Say what you will about the heart of the Midwest, it’s certainly not hard to find a bar. Geography blog FloatingSheep took a look a the bar-to-grocery store ratio in different parts of the country and it became immediately apparent that Illinois and Wisconsin (and part of Iowa) team up to form the beer belly of America.
Starting in Illinois, the beer belly expands up into Wisconsin and first spreads westward through Iowa/Minnesota and then engulfs Nebraska, and the Dakotas before petering out (like a pair of love handles) in Wyoming and Montana.
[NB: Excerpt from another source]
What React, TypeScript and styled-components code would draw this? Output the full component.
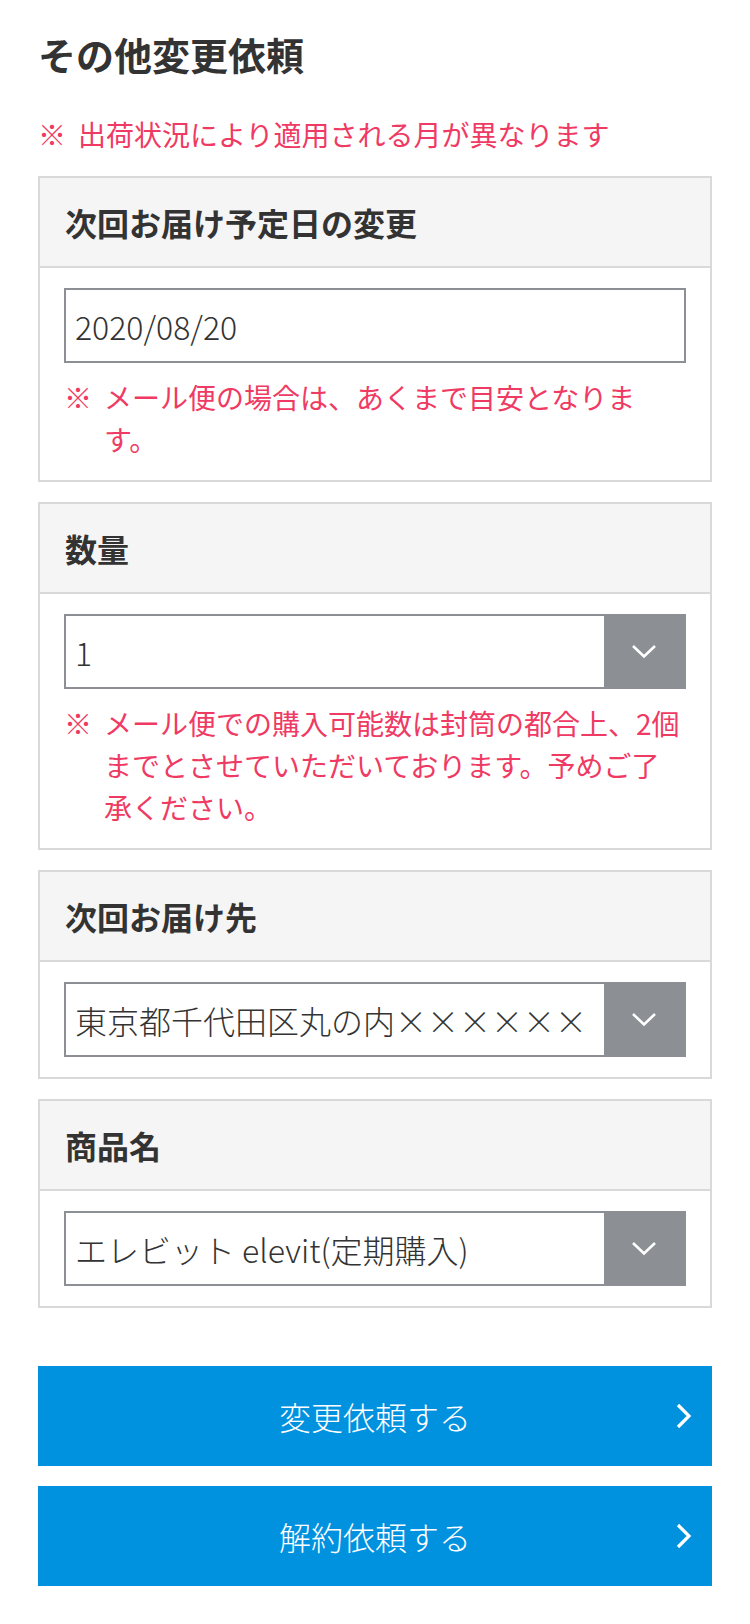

The clustering was so apparent that we wanted to check how it compared to the “official” data on this activity. So we gathered 2007 Census Country Business Pattern on the number of establishments listed in NACIS code 722410 (Drinking places (alcoholic beverages)) and divided by Census estimates for state population totals for 2009 and found remarkable correspondence with our data.
On average there are 1.52 bars for every 10,000 people in the U.S. but the states that make up the beer belly of America are highly skewed from this average.
We wonder if this information will help improve tense Illinois/Wisconsin diplomatic relations.
Alisa, the tipster who sent this in, says, “I am from Wisconsin, and I would say this is accurate!” Well, I am from Illinois, and I would have to agree.
Have to say I’m disappointed in Chicagoland, however. Guess that’s why we have to vacation in ‘Sconsin. Or maybe they’re just counting Binny’s as a grocery store.